Enterprise software size and trends
Enterprise applications market underwent transformation since most of the players pursued customers in the midsection of most of the verticals. While there was a time when enterprise apps’ market had slowed because of the tepid spending by Indian organizations, it has gained pace and become a lot more vibrant. Growth of the overall enterprise software market stands as a testimony. This is after a long time when the growth has moved to double digits. As discussed, it is due to the new wave of startups in the enterprise apps space. New startups and emerging players have added spice to the market through their targeted, core applications which are easy to deploy and do not need big setups. These players are wooing customers with their innovative solutions claiming to solve the age-old process-related problems in large enterprises. Sensing the growing competition, the traditional players are coming out with options and acquiring companies.
The growth is much better than the previous year which witnessed merely 6%. Digital transformation has been the biggest reason behind this growth. Large banks moved to digital platform, in an attempt to optimize their services. In addition, retailers and e-tailers also made IT investments in the future technologies.
Some major trends witnessed in the India software market include: 1) SaaS adoption and development, 2) Open-source software (OSS) adoption, and its broader market implications, 3) Changing buying behaviours and purchasing styles associated with digital business and the digital India initiative of Indian government, and 4) Demand for specialized software vendors that can deliver on the digital business vision.
Indian ERP Market
The Enterprise Resource Planning (ERP) software remains the first choice for large enterprises as they are faced with multiple organizational challenges and have to deal with day-to-day business complexities. Unlike the previous years, the growth of ERP segment has gone further. Major verticals such BFSI, retail, healthcare and manufacturing, mid-size companies embarked upon the ERP journey. While SaaS and cloud dominated the ERP segment, on-premise ERP did not vanish at all. There were companies which continue to invest in on-premise ERP solutions. One of the tyre manufacturers puts its money in the on-premise ERP recently. However, better licensing and pricing models on the cloud led software companies to tap the mid-size players. Players such as SAP, Oracle, Microsoft and others closely worked with their partners to deliver cloud-based ERP. Microsoft set up three of its data centers in the country in order to gain traction in the government.
Customer relationship management is growing rapidly across organizations. It is evident from the fact that several SMEs, SMBs and startups invested in SaaS-based CRM solutions. Large enterprises continued to invest in CRM technologies so that they can offer better services to their customers. E-commerce has been one of the frontrunners to invest in CRM. Even BFSI organizations continued their CRM investments.
Supply Chain Management
Delivery of goods is a big question. Many companies in the logistics, FMCG, e-commerce and manufacturing put their money in the SCM solutions. Thus, Indian Supply Chain Management and procurement applications market sustained its growth with more than 15% growth. According to an analyst firm, the SCM software market witnessed robust growth through sustained application demand, as supply chain continues to be a key source of competitive advantage in driving business growth objectives.

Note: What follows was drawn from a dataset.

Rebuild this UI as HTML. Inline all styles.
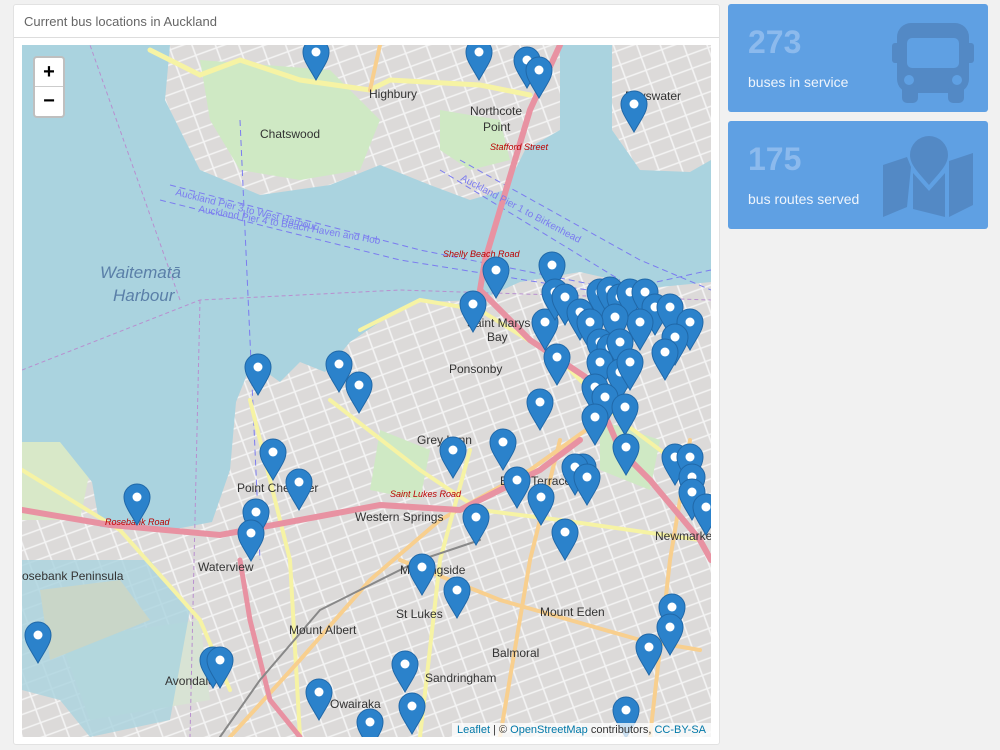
<!DOCTYPE html>
<html><head><meta charset="utf-8"><style>
*{box-sizing:border-box}
body{margin:0;background:#f1f1f1;font-family:"Liberation Sans",sans-serif;width:1000px;height:750px;overflow:hidden;position:relative}
.panel{position:absolute;left:13px;top:4px;width:707px;height:741px;background:#fff;border:1px solid #e2e2e2;border-radius:3px}
.ph{height:33px;border-bottom:1px solid #ddd;padding:9px 10px;font-size:13px;color:#666}
.map{position:absolute;left:22px;top:45px;width:689px;height:692px;overflow:hidden;background:#e2e0df}
.zoom{position:absolute;left:11px;top:11px;width:32px;height:62px;background:#fff;border:2px solid rgba(0,0,0,.25);border-radius:4px}
.zoom div{height:29px;text-align:center;font:bold 20px/29px "Liberation Sans",sans-serif;color:#000}
.zoom div:first-child{border-bottom:1px solid #ccc}
.attr{position:absolute;right:0;bottom:0;background:rgba(255,255,255,.75);font-size:11px;padding:1px 5px;color:#333}
.attr span{color:#0078a8}
.box{position:absolute;left:728px;width:260px;height:108px;background:#5fa0e3;border-radius:3px;color:#fff}
.box .n{position:absolute;left:20px;top:20px;font-size:32px;font-weight:bold;color:#8cbaed}
.box .l{position:absolute;left:20px;top:70px;font-size:14px;color:#eef4fc}
.box svg{position:absolute}
</style></head><body>
<div class="panel"><div class="ph">Current bus locations in Auckland</div></div>
<div class="map">
<svg width="689" height="692" viewBox="22 45 689 692" style="position:absolute;left:0;top:0">
<defs>
<g id="p"><path d="M0,0 C-8,-14 -13,-20 -13,-28 A13,13 0 0 1 13,-28 C13,-20 8,-14 0,0Z" fill="#2b82cb" stroke="#2068a8" stroke-width="1"/><circle cx="0" cy="-28" r="4.5" fill="#fff"/></g>
<pattern id="st" width="22" height="14" patternUnits="userSpaceOnUse" patternTransform="rotate(-20)">
<rect width="22" height="14" fill="#dcdad9"/><path d="M0,7 H22 M11,0 V14" stroke="#f4f4f4" stroke-width="1.6"/></pattern>
</defs>
<rect x="22" y="45" width="689" height="692" fill="url(#st)"/>
<!-- green patches -->
<path d="M200,60 L330,70 L380,120 L360,170 L300,180 L240,170 L210,120Z" fill="#cfe9c4"/>
<path d="M440,110 L500,120 L510,160 L470,170 L440,150Z" fill="#cfe9c4"/>
<path d="M22,420 L70,430 L90,470 L80,520 L22,520Z" fill="#d8e8c8"/>
<path d="M380,430 L430,450 L420,500 L370,490Z" fill="#cfe9c4"/>
<path d="M600,420 L660,440 L650,490 L600,470Z" fill="#cfe9c4"/>
<path d="M60,640 L200,620 L210,700 L90,720Z" fill="#d8e3d4"/>
<!-- water -->
<path d="M22,45 L170,45 L165,100 L200,170 L260,195 L330,185 L380,165 L430,185 L470,200 L505,190 L525,150 L560,130 L560,45 L612,45 L612,130 L640,170 L690,172 L711,160 L711,282 L650,288 L580,272 L520,282 L480,300 L420,302 L380,322 L350,342 L325,372 L300,362 L280,382 L252,362 L236,402 L230,470 L212,522 L160,532 L100,527 L92,482 L60,442 L22,442Z" fill="#aad3df"/>
<path d="M612,45 L711,45 L711,95 L660,100 L630,130 L612,130Z" fill="url(#st)"/>
<path d="M22,560 L150,560 L190,610 L170,720 L90,737 L60,700 L22,690Z" fill="#aad3df" opacity=".8"/>
<path d="M40,590 L120,580 L150,620 L100,640 L50,660Z" fill="#c9d6c8"/>
<!-- ferry lines -->
<g stroke="#7b7bf0" stroke-width="1" stroke-dasharray="6,4" fill="none">
<path d="M170,185 L420,250 L620,290 L711,270"/><path d="M160,200 L400,260 L650,300"/>
<path d="M460,160 L640,260 L711,290"/><path d="M440,170 L620,280"/>
<path d="M240,120 L260,560"/>
</g>
<g stroke="#b88fcf" stroke-width="1" stroke-dasharray="4,3" fill="none">
<path d="M22,370 L200,300 L400,290 L711,300"/><path d="M180,300 L90,45"/><path d="M200,300 L190,737"/>
</g>
<!-- roads -->
<g fill="none" stroke-linecap="round">
<path d="M150,50 L200,75 L240,60 L300,80 L370,90 L390,80 L480,85 L530,95" stroke="#f6f3a4" stroke-width="5"/>
<path d="M370,90 L380,45" stroke="#f8cf8e" stroke-width="4"/>
<path d="M360,330 L420,300 L480,310 L560,360 L620,420 L700,480" stroke="#f6f3a4" stroke-width="4"/>
<path d="M250,400 L270,480 L290,560 L300,737" stroke="#f6f3a4" stroke-width="4"/>
<path d="M330,400 L420,470 L480,510 L560,520 L700,540" stroke="#f6f3a4" stroke-width="4"/>
<path d="M22,470 L120,530 L200,620 L230,690" stroke="#f6f3a4" stroke-width="4"/>
<path d="M230,737 L300,660 L370,580 L440,520 L530,470 L600,420" stroke="#f8cf8e" stroke-width="4"/>
<path d="M400,560 L500,600 L640,640 L700,650" stroke="#f8cf8e" stroke-width="4"/>
<path d="M560,440 L530,560 L500,737" stroke="#f8cf8e" stroke-width="4"/>
<path d="M690,440 L670,560 L650,737" stroke="#f8cf8e" stroke-width="4"/>
<path d="M470,450 L440,560 L420,737" stroke="#f6f3a4" stroke-width="4"/>
<path d="M560,45 L530,110 L515,160 L485,260 L480,290 L530,340 L590,380 L620,450 L650,480 L700,540 L711,560" stroke="#e892a2" stroke-width="6"/>
<path d="M22,510 L110,525 L220,535 L300,520 L380,505 L460,510 L540,470 L580,440" stroke="#e892a2" stroke-width="6"/>
<path d="M240,560 L250,620 L270,700 L300,737" stroke="#e892a2" stroke-width="5"/>
<path d="M220,737 L260,680 L320,610 L420,560 L480,540" stroke="#888" stroke-width="2"/>
</g>
<!-- labels -->
<g font-family="Liberation Sans,sans-serif" font-size="12" fill="#333">
<text x="369" y="98">Highbury</text><text x="260" y="138">Chatswood</text>
<text x="470" y="115">Northcote</text><text x="483" y="131">Point</text>
<text x="625" y="100">Bayswater</text>
<text x="449" y="373">Ponsonby</text><text x="467" y="327">Saint Marys</text><text x="487" y="341">Bay</text>
<text x="417" y="444">Grey Lynn</text><text x="237" y="492">Point Chevalier</text>
<text x="355" y="521">Western Springs</text><text x="198" y="571">Waterview</text>
<text x="22" y="580">osebank Peninsula</text><text x="289" y="634">Mount Albert</text>
<text x="396" y="618">St Lukes</text><text x="540" y="616">Mount Eden</text>
<text x="492" y="657">Balmoral</text><text x="165" y="685">Avondale</text>
<text x="425" y="682">Sandringham</text><text x="330" y="708">Owairaka</text>
<text x="400" y="574">Morningside</text><text x="500" y="485">Eden Terrace</text>
<text x="655" y="540">Newmarket</text>
<text x="100" y="278" font-size="17" font-style="italic" fill="#5a7fa8">Waitematā</text>
<text x="113" y="301" font-size="17" font-style="italic" fill="#5a7fa8">Harbour</text>
<text x="175" y="195" font-size="10" fill="#7b7bf0" transform="rotate(14 175 195)">Auckland Pier 3 to West Harbour</text>
<text x="198" y="212" font-size="10" fill="#7b7bf0" transform="rotate(10 198 212)">Auckland Pier 4 to Beach Haven and Hob</text>
<text x="460" y="180" font-size="10" fill="#7b7bf0" transform="rotate(28 460 180)">Auckland Pier 1 to Birkenhead</text>
<text x="443" y="257" font-size="9" font-style="italic" fill="#b00">Shelly Beach Road</text>
<text x="490" y="150" font-size="9" font-style="italic" fill="#b00">Stafford Street</text>
<text x="105" y="525" font-size="9" font-style="italic" fill="#b00">Rosebank Road</text>
<text x="390" y="497" font-size="9" font-style="italic" fill="#b00">Saint Lukes Road</text>
</g>
<g>
<use href="#p" x="316" y="80"/><use href="#p" x="479" y="80"/><use href="#p" x="527" y="88"/><use href="#p" x="539" y="98"/><use href="#p" x="634" y="132"/>
<use href="#p" x="552" y="293"/><use href="#p" x="496" y="298"/><use href="#p" x="473" y="332"/><use href="#p" x="545" y="350"/><use href="#p" x="555" y="320"/><use href="#p" x="565" y="325"/><use href="#p" x="580" y="340"/><use href="#p" x="600" y="320"/><use href="#p" x="610" y="318"/><use href="#p" x="620" y="325"/><use href="#p" x="630" y="320"/><use href="#p" x="645" y="320"/><use href="#p" x="655" y="335"/><use href="#p" x="670" y="335"/><use href="#p" x="690" y="350"/><use href="#p" x="640" y="350"/><use href="#p" x="615" y="345"/><use href="#p" x="590" y="350"/><use href="#p" x="600" y="370"/><use href="#p" x="610" y="375"/><use href="#p" x="620" y="370"/><use href="#p" x="675" y="365"/><use href="#p" x="665" y="380"/><use href="#p" x="557" y="385"/><use href="#p" x="600" y="390"/><use href="#p" x="620" y="400"/><use href="#p" x="630" y="390"/><use href="#p" x="595" y="415"/><use href="#p" x="605" y="425"/><use href="#p" x="625" y="435"/><use href="#p" x="595" y="445"/><use href="#p" x="540" y="430"/><use href="#p" x="503" y="470"/><use href="#p" x="453" y="478"/><use href="#p" x="626" y="475"/><use href="#p" x="675" y="485"/><use href="#p" x="690" y="485"/><use href="#p" x="692" y="505"/><use href="#p" x="692" y="520"/><use href="#p" x="706" y="535"/><use href="#p" x="583" y="495"/><use href="#p" x="575" y="495"/><use href="#p" x="587" y="505"/><use href="#p" x="517" y="508"/><use href="#p" x="541" y="525"/><use href="#p" x="476" y="545"/><use href="#p" x="565" y="560"/><use href="#p" x="422" y="595"/><use href="#p" x="457" y="618"/><use href="#p" x="273" y="480"/><use href="#p" x="299" y="510"/><use href="#p" x="256" y="540"/><use href="#p" x="251" y="561"/><use href="#p" x="137" y="525"/><use href="#p" x="258" y="395"/><use href="#p" x="339" y="392"/><use href="#p" x="359" y="413"/><use href="#p" x="38" y="663"/><use href="#p" x="213" y="688"/><use href="#p" x="220" y="688"/><use href="#p" x="405" y="692"/><use href="#p" x="319" y="720"/><use href="#p" x="412" y="734"/><use href="#p" x="370" y="750"/><use href="#p" x="626" y="738"/><use href="#p" x="672" y="635"/><use href="#p" x="670" y="655"/><use href="#p" x="649" y="675"/>
</g>
</svg>
<div class="zoom"><div>+</div><div>−</div></div>
<div class="attr"><span>Leaflet</span> | © <span>OpenStreetMap</span> contributors, <span>CC-BY-SA</span></div>
</div>
<div class="box" style="top:4px"><div class="n">273</div><div class="l">buses in service</div>
<svg style="left:164px;top:19px" width="82" height="80" viewBox="0 0 82 80" fill="#5389c5"><rect x="5" y="0" width="72" height="70" rx="14"/><rect x="0" y="20" width="8" height="20" rx="3"/><rect x="74" y="20" width="8" height="20" rx="3"/><rect x="10" y="62" width="16" height="18" rx="5"/><rect x="56" y="62" width="16" height="18" rx="5"/><rect x="15" y="15" width="52" height="30" rx="5" fill="#5fa0e3"/><circle cx="17" cy="57" r="5" fill="#5fa0e3"/><circle cx="65" cy="57" r="5" fill="#5fa0e3"/></svg></div>
<div class="box" style="top:121px"><div class="n">175</div><div class="l">bus routes served</div>
<svg style="left:155px;top:14px" width="92" height="82" viewBox="0 0 92 82" fill="#5389c5"><path d="M0,30 L24,22 L28,32 L24,72 L0,82Z"/><path d="M30,38 L46,56 L62,38 L62,82 L30,74Z"/><path d="M66,26 L90,18 L90,70 L66,82Z"/><path d="M46,50 C36,38 27,30 27,20 A19,19 0 0 1 65,20 C65,30 56,38 46,50Z"/></svg></div>
</body></html>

Indian Business Intelligence market
The BI and analytics market has majorly been influenced by the development of mobile, information, cloud and social media technologies which are disrupting the market. Self-service analytics engines are disrupting the space as organizations are able to deploy and use analytics on their own unlike before when the traditional BI tools could only be handled by an expert in the organizations.
In India, there are several BI and analytics players. However, the market is led by SAP with a 26% market share, followed by IBM (23%), SAS (16%), Oracle (10%), Qlik Tech (3%) and Tibco (1%), among others. The BI market also reserves a great opportunity for vendors as this is largely a fragmented space where several players are active and trying to innovate with their applications.

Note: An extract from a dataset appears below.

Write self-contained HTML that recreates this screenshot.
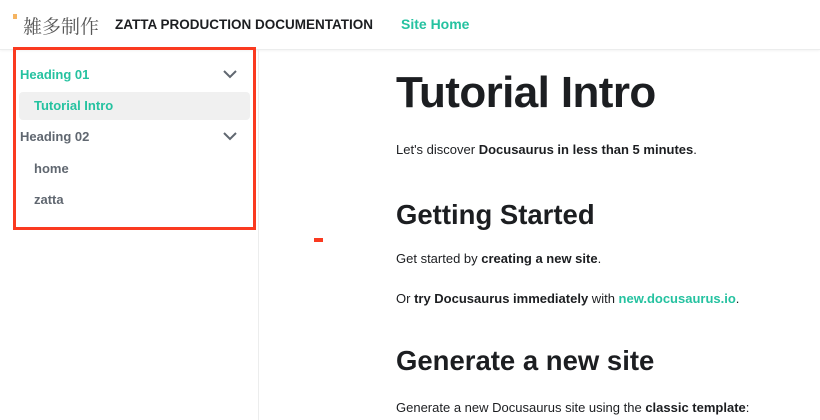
<!DOCTYPE html><html><head><meta charset="utf-8"><style>
*{margin:0;padding:0;box-sizing:border-box}
body{width:820px;height:420px;overflow:hidden;background:#fff;font-family:"Liberation Sans","Noto Sans CJK SC",sans-serif;color:#1c1e21;position:relative}
.a{position:absolute;white-space:nowrap}
.g{color:#25c2a0}
b{font-weight:700}
.p{font-size:13px;color:#1c1e21}
.h{font-weight:700;color:#1c1e21}
</style></head><body>
<div class="a" style="left:0;top:0;width:820px;height:50px;border-bottom:1px solid #eceded;box-shadow:0 1px 2px rgba(0,0,0,.05)"></div>
<div class="a" style="left:13px;top:14px;width:4px;height:5px;background:#f5b461"></div>
<div class="a" style="left:23px;top:12px;font-family:'Noto Serif CJK SC',serif;font-size:19px;color:#555">雑多制作</div>
<div class="a" style="left:115px;top:17px;font-size:13.5px;font-weight:700;color:#1c1e21">ZATTA PRODUCTION DOCUMENTATION</div>
<div class="a g" style="left:401px;top:16px;font-size:14px;font-weight:700">Site Home</div>
<div class="a" style="left:258px;top:50px;width:1px;height:370px;background:#eceded"></div>
<div class="a" style="left:19px;top:92px;width:231px;height:28px;background:#f0f0f0;border-radius:4px"></div>
<div class="a g" style="left:20px;top:67px;font-size:13px;font-weight:700">Heading 01</div>
<div class="a g" style="left:34px;top:98px;font-size:13px;font-weight:700">Tutorial Intro</div>
<div class="a" style="left:20px;top:129px;font-size:13px;font-weight:700;color:#606770">Heading 02</div>
<div class="a" style="left:34px;top:161px;font-size:13px;font-weight:700;color:#606770">home</div>
<div class="a" style="left:34px;top:192px;font-size:13px;font-weight:700;color:#606770">zatta</div>
<svg class="a" style="left:222px;top:69px" width="16" height="10"><path d="M2 2l6 6 6-6" fill="none" stroke="#606770" stroke-width="2"/></svg>
<svg class="a" style="left:222px;top:131px" width="16" height="10"><path d="M2 2l6 6 6-6" fill="none" stroke="#606770" stroke-width="2"/></svg>
<div class="a" style="left:13px;top:47px;width:243px;height:183px;border:3px solid #fa3a20"></div>
<div class="a" style="left:314px;top:238px;width:9px;height:4px;background:#fa3a20"></div>
<div class="a h" style="left:396px;top:68px;font-size:44px;letter-spacing:-0.6px">Tutorial Intro</div>
<div class="a p" style="left:396px;top:142px">Let's discover <b>Docusaurus in less than 5 minutes</b>.</div>
<div class="a h" style="left:396px;top:199px;font-size:27.5px">Getting Started</div>
<div class="a p" style="left:396px;top:251px">Get started by <b>creating a new site</b>.</div>
<div class="a p" style="left:396px;top:291px">Or <b>try Docusaurus immediately</b> with <b class="g">new.docusaurus.io</b>.</div>
<div class="a h" style="left:396px;top:345px;font-size:27.5px">Generate a new site</div>
<div class="a p" style="left:396px;top:400px">Generate a new Docusaurus site using the <b>classic template</b>:</div>
</body></html>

Indian business intelligence (BI) software revenue is forecast to reach US$245 million (in constant currency) in 2017, a 24.4% increase over 2016 revenue of US$206 million, according to Gartner, Inc. This forecast includes revenue for BI platforms (comprising of traditional and modern BI platforms), data science platforms, analytic applications and CPM Suites. The data and analytics market is undergoing a significant change. Adoption of machine learning techniques for data management and analytics, the settling of hype around big data through more mature data storage, and processing and analysis solutions are a few of the changes.
Gartner also says the rapid shift to the cloud and hybrid data management through focused offerings, and the emergence of modern BI platforms, smart data discovery and self-service data preparation solutions, which are all fuelling the next round of investments.

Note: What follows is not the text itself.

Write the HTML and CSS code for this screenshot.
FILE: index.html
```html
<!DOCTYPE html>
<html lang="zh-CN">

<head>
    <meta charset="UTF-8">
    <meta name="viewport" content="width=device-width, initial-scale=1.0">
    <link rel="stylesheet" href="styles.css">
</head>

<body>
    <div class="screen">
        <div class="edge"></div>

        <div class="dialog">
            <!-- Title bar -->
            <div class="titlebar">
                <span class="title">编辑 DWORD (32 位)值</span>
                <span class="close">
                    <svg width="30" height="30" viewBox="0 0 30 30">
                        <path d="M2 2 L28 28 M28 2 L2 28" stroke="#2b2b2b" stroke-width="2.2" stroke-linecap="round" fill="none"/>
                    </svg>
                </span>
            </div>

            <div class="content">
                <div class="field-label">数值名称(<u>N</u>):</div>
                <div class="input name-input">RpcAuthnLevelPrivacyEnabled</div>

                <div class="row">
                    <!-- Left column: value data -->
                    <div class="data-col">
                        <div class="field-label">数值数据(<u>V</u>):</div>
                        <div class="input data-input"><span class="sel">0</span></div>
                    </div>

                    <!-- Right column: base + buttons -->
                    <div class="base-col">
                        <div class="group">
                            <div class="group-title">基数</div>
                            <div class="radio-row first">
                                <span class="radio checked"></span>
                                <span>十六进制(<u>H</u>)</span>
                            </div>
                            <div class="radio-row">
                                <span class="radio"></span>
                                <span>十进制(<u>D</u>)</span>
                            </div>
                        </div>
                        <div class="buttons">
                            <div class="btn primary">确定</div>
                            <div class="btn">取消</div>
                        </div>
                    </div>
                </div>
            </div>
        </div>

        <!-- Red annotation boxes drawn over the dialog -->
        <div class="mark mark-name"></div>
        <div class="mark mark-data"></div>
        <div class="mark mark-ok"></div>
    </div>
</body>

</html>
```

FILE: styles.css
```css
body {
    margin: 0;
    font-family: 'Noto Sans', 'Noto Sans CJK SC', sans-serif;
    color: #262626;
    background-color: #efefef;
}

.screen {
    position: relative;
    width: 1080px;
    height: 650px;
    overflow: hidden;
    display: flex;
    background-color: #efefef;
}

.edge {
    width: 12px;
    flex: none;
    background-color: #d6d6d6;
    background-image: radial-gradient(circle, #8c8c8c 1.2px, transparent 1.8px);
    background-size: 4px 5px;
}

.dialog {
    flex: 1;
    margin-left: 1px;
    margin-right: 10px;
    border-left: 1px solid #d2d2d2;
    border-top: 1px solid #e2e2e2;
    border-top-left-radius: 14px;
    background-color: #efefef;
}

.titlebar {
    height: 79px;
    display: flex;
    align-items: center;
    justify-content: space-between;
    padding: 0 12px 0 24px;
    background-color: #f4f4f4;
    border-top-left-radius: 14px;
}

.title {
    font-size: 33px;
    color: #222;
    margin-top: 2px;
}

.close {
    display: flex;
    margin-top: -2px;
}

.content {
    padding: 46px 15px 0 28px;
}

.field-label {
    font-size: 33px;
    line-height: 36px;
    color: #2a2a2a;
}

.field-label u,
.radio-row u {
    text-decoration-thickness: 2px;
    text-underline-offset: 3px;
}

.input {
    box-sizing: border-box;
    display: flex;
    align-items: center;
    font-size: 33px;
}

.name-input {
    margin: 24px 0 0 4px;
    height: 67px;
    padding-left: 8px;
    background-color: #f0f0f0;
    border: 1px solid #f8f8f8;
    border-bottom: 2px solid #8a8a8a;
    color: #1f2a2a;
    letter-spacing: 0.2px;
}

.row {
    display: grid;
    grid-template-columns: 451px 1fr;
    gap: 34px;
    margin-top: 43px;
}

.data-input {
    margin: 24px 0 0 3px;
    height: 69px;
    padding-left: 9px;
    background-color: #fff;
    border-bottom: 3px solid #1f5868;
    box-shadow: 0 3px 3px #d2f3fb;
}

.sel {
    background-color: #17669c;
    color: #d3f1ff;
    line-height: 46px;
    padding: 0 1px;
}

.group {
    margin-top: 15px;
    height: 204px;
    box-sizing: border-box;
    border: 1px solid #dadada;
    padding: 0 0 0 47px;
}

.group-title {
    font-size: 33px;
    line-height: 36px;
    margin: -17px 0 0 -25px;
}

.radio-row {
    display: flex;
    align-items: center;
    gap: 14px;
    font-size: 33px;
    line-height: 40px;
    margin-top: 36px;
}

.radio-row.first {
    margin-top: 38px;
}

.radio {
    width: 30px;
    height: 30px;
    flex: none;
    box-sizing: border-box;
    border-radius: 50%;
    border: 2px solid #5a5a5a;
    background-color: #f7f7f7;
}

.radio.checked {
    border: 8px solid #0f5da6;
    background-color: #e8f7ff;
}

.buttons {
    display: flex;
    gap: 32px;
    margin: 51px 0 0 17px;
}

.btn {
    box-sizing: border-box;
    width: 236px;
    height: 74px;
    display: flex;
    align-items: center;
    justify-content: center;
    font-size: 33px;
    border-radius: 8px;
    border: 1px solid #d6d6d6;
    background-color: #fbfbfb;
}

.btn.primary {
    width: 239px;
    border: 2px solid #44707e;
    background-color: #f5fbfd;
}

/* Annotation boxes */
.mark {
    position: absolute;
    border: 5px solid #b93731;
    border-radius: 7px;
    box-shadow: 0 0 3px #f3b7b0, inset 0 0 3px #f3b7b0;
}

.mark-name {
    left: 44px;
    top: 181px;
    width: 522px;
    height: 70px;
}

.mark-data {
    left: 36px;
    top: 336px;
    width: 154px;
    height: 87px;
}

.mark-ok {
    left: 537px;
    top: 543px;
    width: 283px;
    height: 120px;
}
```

Govt Initiatives To Drive IT Industry In 2019
The Government of India is going to explore new opportunities in various sectors such as providing BPO service from home, digital healthcare and agriculture to achieve the target of making India a $1-trillion digital economy. Some of the major initiatives include:
“The Government of Andhra Pradesh is targeting to attract investments worth $2 billion and create 100,000 jobs in the information technology (IT) sector in the state,” stated Mr N. Chandrababu Naidu, Chief Minister, Andhra Pradesh.
Mr Manoj Sinha, Minister of Communications, Government of India, launched the project DARPAN – digital advancement of rural post office for a new India, for improving the quality and adding value to services and achieving financial inclusion for the unbanked rural population.
Mr Ram Nath Kovind, President of India, has dedicated four projects, such as Andhra Pradesh Fibre Grid, Andhra Pradesh Surveillance Project, Drone Project and Free Space Optical Communication (FSOC) to the people of Andhra Pradesh.
The Government of India is planning to set up Wi-Fi facility for around 5.5 lakh villages by March 2019 with an estimated investment of Rs.3,700 crore (US$555 million) and the government expects to start broadband services with about 1,000 megabit per second (1 Gbps) across 1 lakh gram panchayats by the end of this year.
Industry body NASSCOM says the Indian software services export market is expected to grow by 7–9% in the coming fiscal. This prediction is in line with the industry body’s 7.8% growth prediction by the end of March 2018. However, the firm says there looms some uncertainty pertaining to the work visa rules in the US, the biggest market for India’s software export business.